Work to do
Your task is to copy the listing exactly, with the pictures left out.

# START OF Excerpted data

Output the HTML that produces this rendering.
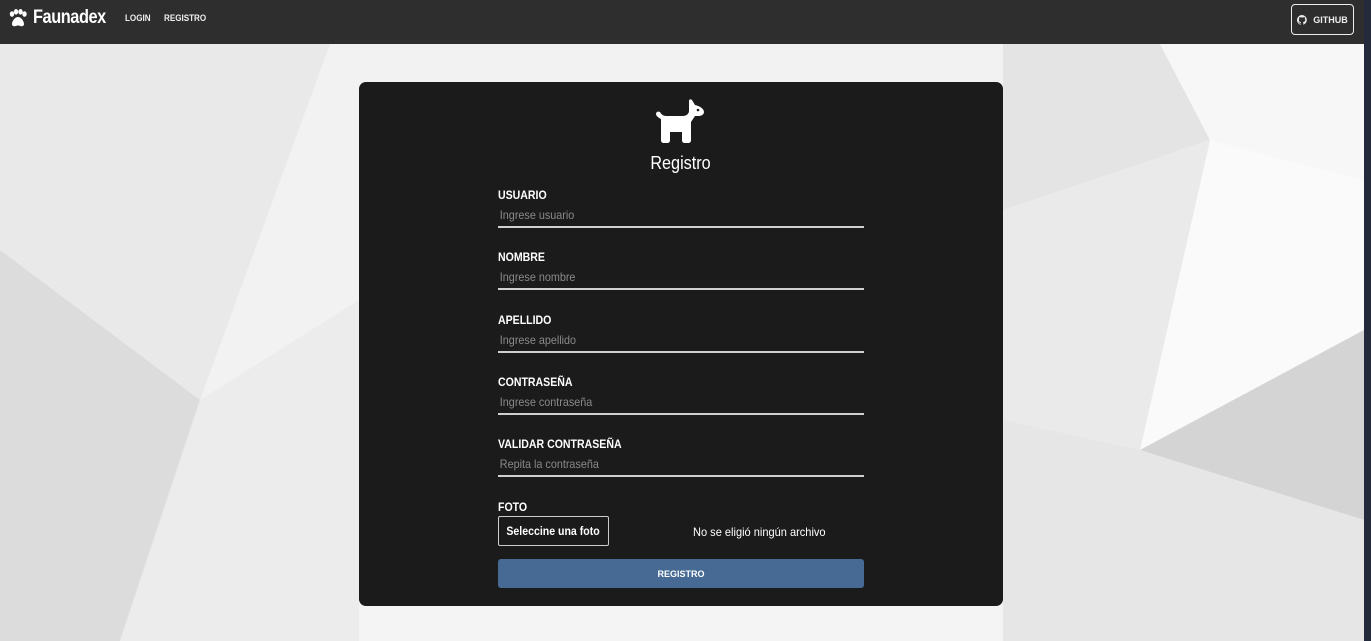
<!DOCTYPE html>
<html><head><meta charset="utf-8"><style>
*{box-sizing:border-box;margin:0;padding:0}
body{width:1371px;height:641px;overflow:hidden;font-family:"Liberation Sans",sans-serif;background:#f0f0f0;position:relative}
.bg{position:absolute;left:0;top:0}
.nav{position:absolute;left:0;top:0;width:1364px;height:44px;background:#2e2e2e}
.sb{position:absolute;left:1364px;top:0;width:7px;height:641px;background:#252a3a}
.brand{position:absolute;left:8px;top:7px;color:#fff;font-weight:bold;font-size:19px;letter-spacing:-0.5px;display:flex;align-items:center;gap:5px}
.brand span{display:inline-block;transform:scaleX(0.86);transform-origin:left}
.nl{position:absolute;top:13px;color:#eee;font-weight:bold;font-size:9.5px;transform:scaleX(0.85);transform-origin:left}
.gh{position:absolute;left:1291px;top:4px;width:63px;height:31px;border:1.5px solid #eee;border-radius:4px;color:#eee;font-size:9px;font-weight:bold;display:flex;align-items:center;justify-content:center;gap:6px}
.card{position:absolute;left:359px;top:82px;width:644px;height:524px;background:#1b1b1b;border-radius:7px}
.title{position:absolute;left:0;width:644px;top:71px;text-align:center;color:#fff;font-size:18px}
.title span{display:inline-block;transform:scaleX(0.9)}
.f{position:absolute;left:139px;width:366px}
.f .l{color:#fff;font-weight:bold;font-size:12px;transform:scaleX(0.88);transform-origin:left}
.f .p{color:#8a8a8a;font-size:12px;margin-top:6px;padding-left:2px;height:18px;transform:scaleX(0.9);transform-origin:left}
.f .u{height:2px;background:#cfcfcf;margin-top:0}
.btnf{position:absolute;left:139px;top:434px;width:111px;height:30px;border:1px solid #ccc;border-radius:2px;color:#fff;font-weight:bold;font-size:12px;display:flex;align-items:center;justify-content:center}
.btnf span{display:inline-block;transform:scaleX(0.88);white-space:nowrap}
.nf{position:absolute;left:334px;top:443px;color:#fff;font-size:12px;transform:scaleX(0.92);transform-origin:left}
.sub{position:absolute;left:139px;top:477px;width:366px;height:29px;background:#466a93;border-radius:3px;color:#fff;font-size:9px;font-weight:bold;display:flex;align-items:center;justify-content:center}
</style></head><body>
<svg class="bg" width="1371" height="641">
<rect width="1371" height="641" fill="#f2f2f2"/>
<polygon points="0,44 330,44 200,400 0,250" fill="#e9e9e9"/>
<polygon points="0,250 200,400 120,641 0,641" fill="#dcdcdc"/>
<polygon points="200,400 359,300 359,641 120,641" fill="#ececec"/>
<polygon points="359,606 1003,606 1003,641 359,641" fill="#f4f4f4"/>
<polygon points="1003,44 1160,44 1210,140 1003,210" fill="#e4e4e4"/>
<polygon points="1210,140 1364,180 1364,330 1140,450" fill="#fafafa"/>
<polygon points="1003,210 1210,140 1140,450 1003,420" fill="#eaeaea"/>
<polygon points="1140,450 1364,330 1364,520" fill="#d4d4d4"/>
<polygon points="1003,420 1140,450 1364,520 1364,641 1003,641" fill="#e6e6e6"/>
<polygon points="1160,44 1364,44 1364,180 1210,140" fill="#f7f7f7"/>
</svg>
<div class="nav">
<div class="brand"><svg width="20" height="18" viewBox="0 0 20 18" fill="#fff"><ellipse cx="4" cy="5" rx="2.2" ry="2.8"/><ellipse cx="8" cy="2.8" rx="2.2" ry="2.8"/><ellipse cx="12.5" cy="2.8" rx="2.2" ry="2.8"/><ellipse cx="16.5" cy="5" rx="2.2" ry="2.8"/><path d="M10 8c-3 0-6 4-6 7 0 2 2 2.5 3 2.2 1.5-.4 2-.7 3-.7s1.5.3 3 .7c1 .3 3-.2 3-2.2 0-3-3-7-6-7z"/></svg><span>Faunadex</span></div>
<div class="nl" style="left:125px">LOGIN</div>
<div class="nl" style="left:164px">REGISTRO</div>
<div class="gh"><svg width="10" height="10" viewBox="0 0 16 16" fill="#eee"><path d="M8 0a8 8 0 0 0-2.5 15.6c.4 0 .5-.2.5-.4v-1.5c-2.2.5-2.7-1-2.7-1-.4-.9-.9-1.2-.9-1.2-.7-.5.1-.5.1-.5.8.1 1.200.8 1.2.8.7 1.3 1.9.9 2.4.7 0-.5.3-.9.5-1.1-1.8-.2-3.6-.9-3.6-4 0-.9.3-1.6.8-2.1-.1-.2-.4-1 .1-2.1 0 0 .7-.2 2.2.8a7.5 7.5 0 0 1 4 0c1.5-1 2.2-.8 2.2-.8.4 1.1.2 1.9.1 2.1.5.6.8 1.3.8 2.100 0 3.1-1.9 3.7-3.6 3.9.3.3.5.8.5 1.5v2.2c0 .2.1.5.6.4A8 8 0 0 0 8 0z"/></svg>GITHUB</div>
</div>
<div class="sb"></div>
<div class="card">
<svg style="position:absolute;left:296px;top:16px" width="52" height="46" viewBox="0 0 52 46" fill="#fff"><path d="M5 14c-2-1-4 0-4 2 0 2 3 4 5 5v21c0 2 1 3 3 3h3c2 0 3-1 3-3v-8h12v8c0 2 1 3 3 3h3c2 0 3-1 3-3V24l4-6h4c3 0 5-2 5-4 0-3-4-6-9-7l-3-5c-1-1-3-1-3 1v10c0 3-3 5-6 5H11c-3 0-5-2-6-4z"/><circle cx="43" cy="12" r="1.3" fill="#1b1b1b"/></svg>
<div class="title"><span>Registro</span></div>
<div class="f" style="top:106px"><div class="l">USUARIO</div><div class="p">Ingrese usuario</div><div class="u"></div></div>
<div class="f" style="top:168px"><div class="l">NOMBRE</div><div class="p">Ingrese nombre</div><div class="u"></div></div>
<div class="f" style="top:231px"><div class="l">APELLIDO</div><div class="p">Ingrese apellido</div><div class="u"></div></div>
<div class="f" style="top:293px"><div class="l">CONTRASEÑA</div><div class="p">Ingrese contraseña</div><div class="u"></div></div>
<div class="f" style="top:355px"><div class="l">VALIDAR CONTRASEÑA</div><div class="p">Repita la contraseña</div><div class="u"></div></div>
<div class="f" style="top:418px"><div class="l">FOTO</div></div>
<div class="btnf"><span>Seleccine una foto</span></div>
<div class="nf">No se eligió ningún archivo</div>
<div class="sub">REGISTRO</div>
</div>
</body></html>
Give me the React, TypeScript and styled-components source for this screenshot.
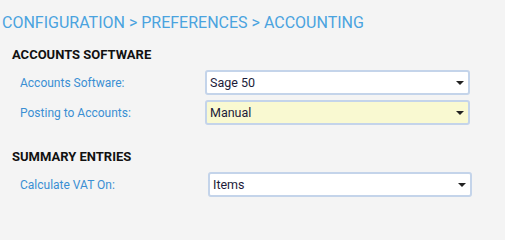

# END OF Excerpted data

Solution to this exercise
Output the HTML that produces this rendering.
<!DOCTYPE html>
<html><head><meta charset="utf-8"><style>
*{box-sizing:border-box;margin:0;padding:0}
body{width:1371px;height:641px;overflow:hidden;font-family:"Liberation Sans",sans-serif;background:#f0f0f0;position:relative}
.bg{position:absolute;left:0;top:0}
.nav{position:absolute;left:0;top:0;width:1364px;height:44px;background:#2e2e2e}
.sb{position:absolute;left:1364px;top:0;width:7px;height:641px;background:#252a3a}
.brand{position:absolute;left:8px;top:7px;color:#fff;font-weight:bold;font-size:19px;letter-spacing:-0.5px;display:flex;align-items:center;gap:5px}
.brand span{display:inline-block;transform:scaleX(0.86);transform-origin:left}
.nl{position:absolute;top:13px;color:#eee;font-weight:bold;font-size:9.5px;transform:scaleX(0.85);transform-origin:left}
.gh{position:absolute;left:1291px;top:4px;width:63px;height:31px;border:1.5px solid #eee;border-radius:4px;color:#eee;font-size:9px;font-weight:bold;display:flex;align-items:center;justify-content:center;gap:6px}
.card{position:absolute;left:359px;top:82px;width:644px;height:524px;background:#1b1b1b;border-radius:7px}
.title{position:absolute;left:0;width:644px;top:71px;text-align:center;color:#fff;font-size:18px}
.title span{display:inline-block;transform:scaleX(0.9)}
.f{position:absolute;left:139px;width:366px}
.f .l{color:#fff;font-weight:bold;font-size:12px;transform:scaleX(0.88);transform-origin:left}
.f .p{color:#8a8a8a;font-size:12px;margin-top:6px;padding-left:2px;height:18px;transform:scaleX(0.9);transform-origin:left}
.f .u{height:2px;background:#cfcfcf;margin-top:0}
.btnf{position:absolute;left:139px;top:434px;width:111px;height:30px;border:1px solid #ccc;border-radius:2px;color:#fff;font-weight:bold;font-size:12px;display:flex;align-items:center;justify-content:center}
.btnf span{display:inline-block;transform:scaleX(0.88);white-space:nowrap}
.nf{position:absolute;left:334px;top:443px;color:#fff;font-size:12px;transform:scaleX(0.92);transform-origin:left}
.sub{position:absolute;left:139px;top:477px;width:366px;height:29px;background:#466a93;border-radius:3px;color:#fff;font-size:9px;font-weight:bold;display:flex;align-items:center;justify-content:center}
</style></head><body>
<svg class="bg" width="1371" height="641">
<rect width="1371" height="641" fill="#f2f2f2"/>
<polygon points="0,44 330,44 200,400 0,250" fill="#e9e9e9"/>
<polygon points="0,250 200,400 120,641 0,641" fill="#dcdcdc"/>
<polygon points="200,400 359,300 359,641 120,641" fill="#ececec"/>
<polygon points="359,606 1003,606 1003,641 359,641" fill="#f4f4f4"/>
<polygon points="1003,44 1160,44 1210,140 1003,210" fill="#e4e4e4"/>
<polygon points="1210,140 1364,180 1364,330 1140,450" fill="#fafafa"/>
<polygon points="1003,210 1210,140 1140,450 1003,420" fill="#eaeaea"/>
<polygon points="1140,450 1364,330 1364,520" fill="#d4d4d4"/>
<polygon points="1003,420 1140,450 1364,520 1364,641 1003,641" fill="#e6e6e6"/>
<polygon points="1160,44 1364,44 1364,180 1210,140" fill="#f7f7f7"/>
</svg>
<div class="nav">
<div class="brand"><svg width="20" height="18" viewBox="0 0 20 18" fill="#fff"><ellipse cx="4" cy="5" rx="2.2" ry="2.8"/><ellipse cx="8" cy="2.8" rx="2.2" ry="2.8"/><ellipse cx="12.5" cy="2.8" rx="2.2" ry="2.8"/><ellipse cx="16.5" cy="5" rx="2.2" ry="2.8"/><path d="M10 8c-3 0-6 4-6 7 0 2 2 2.5 3 2.2 1.5-.4 2-.7 3-.7s1.5.3 3 .7c1 .3 3-.2 3-2.2 0-3-3-7-6-7z"/></svg><span>Faunadex</span></div>
<div class="nl" style="left:125px">LOGIN</div>
<div class="nl" style="left:164px">REGISTRO</div>
<div class="gh"><svg width="10" height="10" viewBox="0 0 16 16" fill="#eee"><path d="M8 0a8 8 0 0 0-2.5 15.6c.4 0 .5-.2.5-.4v-1.5c-2.2.5-2.7-1-2.7-1-.4-.9-.9-1.2-.9-1.2-.7-.5.1-.5.1-.5.8.1 1.200.8 1.2.8.7 1.3 1.9.9 2.4.7 0-.5.3-.9.5-1.1-1.8-.2-3.6-.9-3.6-4 0-.9.3-1.6.8-2.1-.1-.2-.4-1 .1-2.1 0 0 .7-.2 2.2.8a7.5 7.5 0 0 1 4 0c1.5-1 2.2-.8 2.2-.8.4 1.1.2 1.9.1 2.1.5.6.8 1.3.8 2.100 0 3.1-1.9 3.7-3.6 3.9.3.3.5.8.5 1.5v2.2c0 .2.1.5.6.4A8 8 0 0 0 8 0z"/></svg>GITHUB</div>
</div>
<div class="sb"></div>
<div class="card">
<svg style="position:absolute;left:296px;top:16px" width="52" height="46" viewBox="0 0 52 46" fill="#fff"><path d="M5 14c-2-1-4 0-4 2 0 2 3 4 5 5v21c0 2 1 3 3 3h3c2 0 3-1 3-3v-8h12v8c0 2 1 3 3 3h3c2 0 3-1 3-3V24l4-6h4c3 0 5-2 5-4 0-3-4-6-9-7l-3-5c-1-1-3-1-3 1v10c0 3-3 5-6 5H11c-3 0-5-2-6-4z"/><circle cx="43" cy="12" r="1.3" fill="#1b1b1b"/></svg>
<div class="title"><span>Registro</span></div>
<div class="f" style="top:106px"><div class="l">USUARIO</div><div class="p">Ingrese usuario</div><div class="u"></div></div>
<div class="f" style="top:168px"><div class="l">NOMBRE</div><div class="p">Ingrese nombre</div><div class="u"></div></div>
<div class="f" style="top:231px"><div class="l">APELLIDO</div><div class="p">Ingrese apellido</div><div class="u"></div></div>
<div class="f" style="top:293px"><div class="l">CONTRASEÑA</div><div class="p">Ingrese contraseña</div><div class="u"></div></div>
<div class="f" style="top:355px"><div class="l">VALIDAR CONTRASEÑA</div><div class="p">Repita la contraseña</div><div class="u"></div></div>
<div class="f" style="top:418px"><div class="l">FOTO</div></div>
<div class="btnf"><span>Seleccine una foto</span></div>
<div class="nf">No se eligió ningún archivo</div>
<div class="sub">REGISTRO</div>
</div>
</body></html>
Give me the React, TypeScript and styled-components source for this screenshot.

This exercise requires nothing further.